** START **
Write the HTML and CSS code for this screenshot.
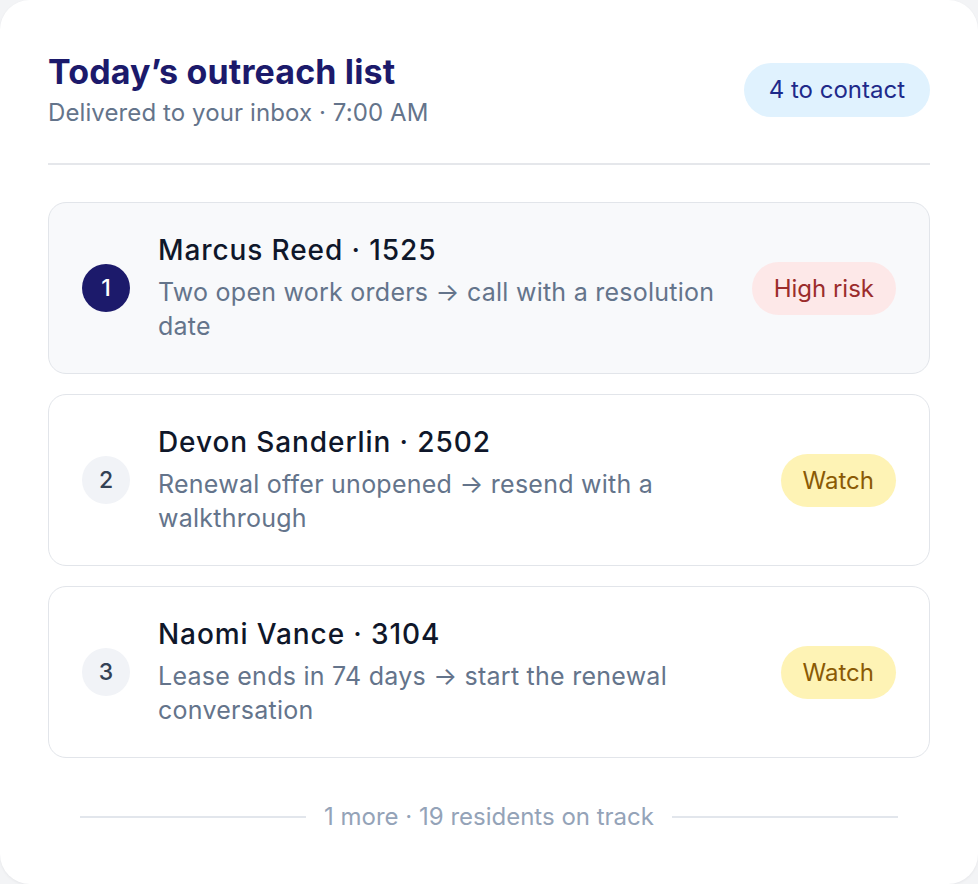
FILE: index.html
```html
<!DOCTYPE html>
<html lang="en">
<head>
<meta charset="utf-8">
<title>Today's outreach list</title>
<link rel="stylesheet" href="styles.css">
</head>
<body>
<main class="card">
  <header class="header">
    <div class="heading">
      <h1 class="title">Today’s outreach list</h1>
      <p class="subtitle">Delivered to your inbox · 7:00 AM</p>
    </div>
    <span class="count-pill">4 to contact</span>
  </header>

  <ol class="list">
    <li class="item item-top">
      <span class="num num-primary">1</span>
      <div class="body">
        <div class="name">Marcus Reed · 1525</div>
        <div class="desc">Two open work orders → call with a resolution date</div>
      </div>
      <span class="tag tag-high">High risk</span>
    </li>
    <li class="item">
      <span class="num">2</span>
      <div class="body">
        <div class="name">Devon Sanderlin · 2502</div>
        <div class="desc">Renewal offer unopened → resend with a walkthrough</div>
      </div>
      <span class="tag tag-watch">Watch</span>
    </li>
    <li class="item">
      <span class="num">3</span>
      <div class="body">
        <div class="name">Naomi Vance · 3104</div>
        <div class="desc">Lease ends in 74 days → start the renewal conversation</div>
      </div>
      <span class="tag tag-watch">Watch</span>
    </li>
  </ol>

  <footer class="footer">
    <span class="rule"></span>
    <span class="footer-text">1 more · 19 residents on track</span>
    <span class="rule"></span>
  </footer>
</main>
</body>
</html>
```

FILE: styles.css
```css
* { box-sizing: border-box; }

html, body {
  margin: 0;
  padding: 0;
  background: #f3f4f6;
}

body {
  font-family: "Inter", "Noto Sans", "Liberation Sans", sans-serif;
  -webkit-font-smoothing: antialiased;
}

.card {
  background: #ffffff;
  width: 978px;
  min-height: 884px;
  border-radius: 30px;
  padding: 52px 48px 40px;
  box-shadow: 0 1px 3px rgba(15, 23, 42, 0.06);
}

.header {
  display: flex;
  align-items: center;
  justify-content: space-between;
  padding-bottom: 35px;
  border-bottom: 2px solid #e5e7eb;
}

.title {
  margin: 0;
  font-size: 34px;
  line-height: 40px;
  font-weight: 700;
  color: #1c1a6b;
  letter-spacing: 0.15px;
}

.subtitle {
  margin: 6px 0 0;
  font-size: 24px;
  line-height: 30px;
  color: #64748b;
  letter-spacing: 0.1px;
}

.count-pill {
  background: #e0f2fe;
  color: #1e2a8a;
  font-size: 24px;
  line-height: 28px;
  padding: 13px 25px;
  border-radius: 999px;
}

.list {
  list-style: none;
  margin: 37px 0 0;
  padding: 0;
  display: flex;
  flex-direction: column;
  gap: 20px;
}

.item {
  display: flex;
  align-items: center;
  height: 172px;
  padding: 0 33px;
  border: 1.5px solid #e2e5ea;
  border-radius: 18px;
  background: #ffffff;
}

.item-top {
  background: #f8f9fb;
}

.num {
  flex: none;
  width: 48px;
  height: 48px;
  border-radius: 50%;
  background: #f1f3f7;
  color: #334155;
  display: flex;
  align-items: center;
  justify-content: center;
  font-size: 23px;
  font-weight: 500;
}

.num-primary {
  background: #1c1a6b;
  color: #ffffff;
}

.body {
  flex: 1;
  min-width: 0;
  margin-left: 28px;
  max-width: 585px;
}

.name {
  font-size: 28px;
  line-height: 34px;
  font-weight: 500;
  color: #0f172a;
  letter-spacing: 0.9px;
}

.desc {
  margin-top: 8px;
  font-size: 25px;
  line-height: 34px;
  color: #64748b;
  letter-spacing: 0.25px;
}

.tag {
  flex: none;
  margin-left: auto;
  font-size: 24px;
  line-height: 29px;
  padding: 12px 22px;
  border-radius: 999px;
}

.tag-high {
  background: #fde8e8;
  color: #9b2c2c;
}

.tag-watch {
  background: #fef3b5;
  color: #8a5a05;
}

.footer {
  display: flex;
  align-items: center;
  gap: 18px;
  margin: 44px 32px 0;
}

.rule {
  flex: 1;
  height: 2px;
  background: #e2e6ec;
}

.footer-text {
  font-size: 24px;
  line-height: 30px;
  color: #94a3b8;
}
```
** END **
Leave the pictures out and output the rest of the listing exactly.

## [Answer for the task]
Write the HTML and CSS code for this screenshot.
FILE: index.html
```html
<!DOCTYPE html>
<html lang="en">
<head>
<meta charset="utf-8">
<title>Today's outreach list</title>
<link rel="stylesheet" href="styles.css">
</head>
<body>
<main class="card">
  <header class="header">
    <div class="heading">
      <h1 class="title">Today’s outreach list</h1>
      <p class="subtitle">Delivered to your inbox · 7:00 AM</p>
    </div>
    <span class="count-pill">4 to contact</span>
  </header>

  <ol class="list">
    <li class="item item-top">
      <span class="num num-primary">1</span>
      <div class="body">
        <div class="name">Marcus Reed · 1525</div>
        <div class="desc">Two open work orders → call with a resolution date</div>
      </div>
      <span class="tag tag-high">High risk</span>
    </li>
    <li class="item">
      <span class="num">2</span>
      <div class="body">
        <div class="name">Devon Sanderlin · 2502</div>
        <div class="desc">Renewal offer unopened → resend with a walkthrough</div>
      </div>
      <span class="tag tag-watch">Watch</span>
    </li>
    <li class="item">
      <span class="num">3</span>
      <div class="body">
        <div class="name">Naomi Vance · 3104</div>
        <div class="desc">Lease ends in 74 days → start the renewal conversation</div>
      </div>
      <span class="tag tag-watch">Watch</span>
    </li>
  </ol>

  <footer class="footer">
    <span class="rule"></span>
    <span class="footer-text">1 more · 19 residents on track</span>
    <span class="rule"></span>
  </footer>
</main>
</body>
</html>
```

FILE: styles.css
```css
* { box-sizing: border-box; }

html, body {
  margin: 0;
  padding: 0;
  background: #f3f4f6;
}

body {
  font-family: "Inter", "Noto Sans", "Liberation Sans", sans-serif;
  -webkit-font-smoothing: antialiased;
}

.card {
  background: #ffffff;
  width: 978px;
  min-height: 884px;
  border-radius: 30px;
  padding: 52px 48px 40px;
  box-shadow: 0 1px 3px rgba(15, 23, 42, 0.06);
}

.header {
  display: flex;
  align-items: center;
  justify-content: space-between;
  padding-bottom: 35px;
  border-bottom: 2px solid #e5e7eb;
}

.title {
  margin: 0;
  font-size: 34px;
  line-height: 40px;
  font-weight: 700;
  color: #1c1a6b;
  letter-spacing: 0.15px;
}

.subtitle {
  margin: 6px 0 0;
  font-size: 24px;
  line-height: 30px;
  color: #64748b;
  letter-spacing: 0.1px;
}

.count-pill {
  background: #e0f2fe;
  color: #1e2a8a;
  font-size: 24px;
  line-height: 28px;
  padding: 13px 25px;
  border-radius: 999px;
}

.list {
  list-style: none;
  margin: 37px 0 0;
  padding: 0;
  display: flex;
  flex-direction: column;
  gap: 20px;
}

.item {
  display: flex;
  align-items: center;
  height: 172px;
  padding: 0 33px;
  border: 1.5px solid #e2e5ea;
  border-radius: 18px;
  background: #ffffff;
}

.item-top {
  background: #f8f9fb;
}

.num {
  flex: none;
  width: 48px;
  height: 48px;
  border-radius: 50%;
  background: #f1f3f7;
  color: #334155;
  display: flex;
  align-items: center;
  justify-content: center;
  font-size: 23px;
  font-weight: 500;
}

.num-primary {
  background: #1c1a6b;
  color: #ffffff;
}

.body {
  flex: 1;
  min-width: 0;
  margin-left: 28px;
  max-width: 585px;
}

.name {
  font-size: 28px;
  line-height: 34px;
  font-weight: 500;
  color: #0f172a;
  letter-spacing: 0.9px;
}

.desc {
  margin-top: 8px;
  font-size: 25px;
  line-height: 34px;
  color: #64748b;
  letter-spacing: 0.25px;
}

.tag {
  flex: none;
  margin-left: auto;
  font-size: 24px;
  line-height: 29px;
  padding: 12px 22px;
  border-radius: 999px;
}

.tag-high {
  background: #fde8e8;
  color: #9b2c2c;
}

.tag-watch {
  background: #fef3b5;
  color: #8a5a05;
}

.footer {
  display: flex;
  align-items: center;
  gap: 18px;
  margin: 44px 32px 0;
}

.rule {
  flex: 1;
  height: 2px;
  background: #e2e6ec;
}

.footer-text {
  font-size: 24px;
  line-height: 30px;
  color: #94a3b8;
}
```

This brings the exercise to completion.